The scene as originally written:

Jeryl scanned the sheer cliff walls, trying to find a way up. The wind blew his hair into his face, and he tossed the wet, blonde curls aside. His sea-green eyes sparkled in anticipation of a challenge.

1. Identify the POV Errors

2. Re-write the passage, keeping true to Jeryl’s Point of View


The situation: Josephine has awakened, groggy from having been drugged, in an unfamiliar cabin. She’s just found a room with a working telephone, and has gone straight to the phone.

The Scene as originally written by one of my Book Rx clients - with permission:

Josephine slammed the phone down on the table with a bang. Why wasn’t Terry answering his cell? Frown lines creased her forehead and she chewed her bottom lip. The window behind her rattled as icy wind blew through the fragrant pines outside the snug cabin, and she longed to sink into the soft cushions of the sofa on the other side of the room, but she had work to do.

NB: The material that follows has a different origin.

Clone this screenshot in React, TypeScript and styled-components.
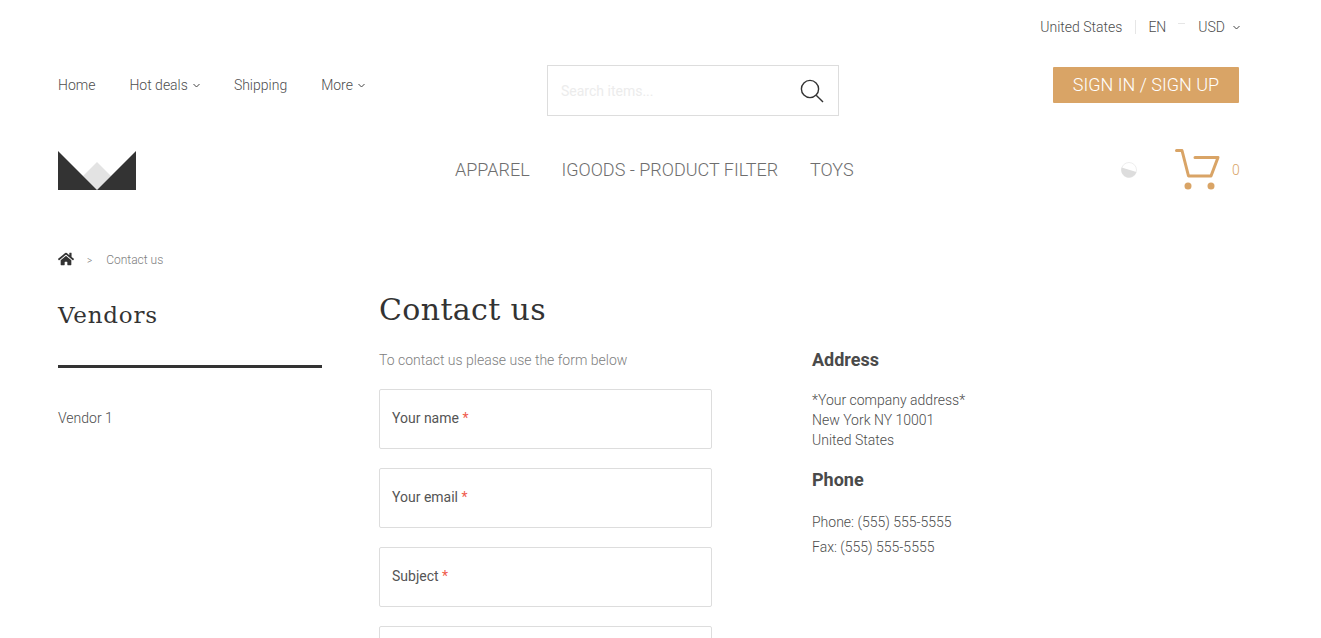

1. Identify the Point of View errors in the previous passage. Hint: There are five, although one of them is trickier to spot, as it goes a step beyond mere perception.

2. Rewrite the paragraph so that it is true to Josephine’s POV.


The situation: Our POV character is Jake, who is sitting by a campfire alone at night in the wilderness, about to drift off to sleep after a long day in the saddle. Earlier in the story, Jake was pursued by a group of three villains, but he believes that he has successfully eluded them. He is mistaken—the three are currently in the process of sneaking up on him.

1. If the scene is written entirely from Jake’s POV, what are some ways that the reader could find out what the bad guys are up to? Hint – use Jake’s five senses!

2. Is there a way the reader could figure out what was happening before Jake does? If yes, how?

3. Keeping it short – 500 words or less – write the scene from Jake’s POV.